Sanz Montes: Entre la Memoria y el Protagonismo

Sanz Montes: Entre la Memoria y el Protagonismo

El reciente despliegue mediático de Jesús Sanz Montes en torno al Papa Francisco invita a una reflexión serena pero necesaria. No es discutible el respeto que transmite hacia el Santo Padre ni las anécdotas entrañables que comparte; sin embargo, sí resulta llamativo el uso intensivo de su propia figura para mantener una presencia constante en el espacio público, incluso en momentos tan delicados como la muerte del Pontífice.

Es legítimo recordar experiencias personales, más aún cuando se trata de encuentros relevantes en el camino pastoral. Sin embargo, el modo en que Sanz Montes rescata entrevistas pasadas, incluso de hace casi una década, da la sensación de que su propósito no es tanto rendir homenaje al Papa Francisco como reforzar su propia visibilidad. Hay una línea sutil entre el testimonio agradecido y la autopromoción, y en este caso parece cruzarse con demasiada ligereza.

No deja de resultar paradójico que mientras la Iglesia entera guarda un clima de oración, recogimiento y esperanza en la elección del nuevo Pontífice, algunos prefieran acaparar el espacio mediático con recuerdos que, en no pocos casos, se alejan del propósito genuino de la gratitud para convertirse en un ejercicio de autoafirmación pública. Sanz Montes parece no querer dejar escapar ninguna oportunidad para recordar, directa o indirectamente, su rol y cercanía con el ahora fallecido Papa Francisco.

En sus declaraciones, es constante el esfuerzo por situarse como testigo privilegiado, como interlocutor cercano, como actor relevante en momentos clave. Y aunque es normal que quien ha vivido experiencias personales quiera compartirlas, el volumen, la reiteración y el matiz autocelebratorio de sus intervenciones resultan, cuanto menos, chocantes.

Más aún cuando se rescatan entrevistas antiguas, declaraciones del pasado y detalles que apenas aportan a la memoria de Francisco, pero que sí parecen construir un retrato muy conveniente para el propio Sanz Montes. Un obispo, especialmente en estos momentos, debería ser capaz de hacerse pequeño para que brille la figura de quien merece realmente el foco: el Santo Padre, la vida de la Iglesia, y sobre todo Cristo.

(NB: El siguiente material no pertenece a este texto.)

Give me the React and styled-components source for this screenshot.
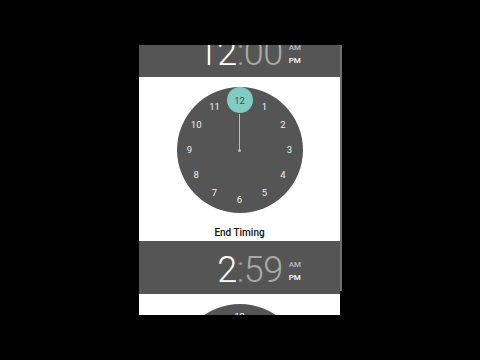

Llama la atención el afán casi compulsivo de mantenerse en el escaparate, recurriendo a los medios en un despliegue que roza la desmesura. Se diría que ni siquiera el fallecimiento de una figura como Francisco frena esa necesidad de protagonismo, esa urgencia de reafirmarse públicamente en lugar de asumir una actitud más sobria y humilde, como piden las circunstancias.

Nadie niega que Sanz Montes tenga recuerdos valiosos de sus encuentros con el Papa Francisco. Son testimonios que podrían, en otro tono y momento, ser enriquecedores para la comunidad cristiana. Pero la forma en que se presentan, el momento elegido y la insistencia con la que se autopromociona, proyectan una imagen de narcisismo impropia de quien está llamado a ser testigo humilde de la fe.

Resulta particularmente revelador cómo, en su narración, él mismo ocupa el centro del relato: «yo le dije», «yo le presenté», «yo me vi con él», «yo le recordé». El Papa Francisco pasa a ser, en estas crónicas, casi un actor secundario en la historia que Sanz Montes escribe sobre sí mismo. Y esta tentación de la autocomplacencia no es un pecado menor, sobre todo en quienes han sido llamados al ministerio episcopal.

La grandeza del testimonio cristiano no se mide en los focos que uno consiga atraer sobre sí, sino en la capacidad de transparentar a Cristo y de desaparecer para que Él crezca. Como recordaba el mismo Papa Francisco, citando a San Juan Bautista: «Es necesario que Él crezca y que yo disminuya» (Jn 3,30). Una máxima que, lamentablemente, parece no haber sido tenida en cuenta por Sanz Montes en este momento.

En definitiva, respetamos su recorrido, su vivencia de fe y su entrega eclesial. Pero al mismo tiempo, no podemos dejar de señalar que lo que se espera ahora de un obispo es, sobre todo, un testimonio de sobriedad, de humildad y de comunión eclesial, no de autopromoción. Hay momentos en la vida de la Iglesia que piden más silencio que palabras, más oración que entrevistas, más servicio oculto que protagonismo mediático.

Dejar espacio a la memoria verdadera de Francisco, centrarse en su legado espiritual y orar por el futuro de la Iglesia sería, sin duda, la mejor manera de honrar su figura. Y también, la mejor forma de recordar que nuestra misión no es otra que servir al Evangelio con alegría y con discreción, sin buscar para nosotros la gloria que sólo pertenece a Dios.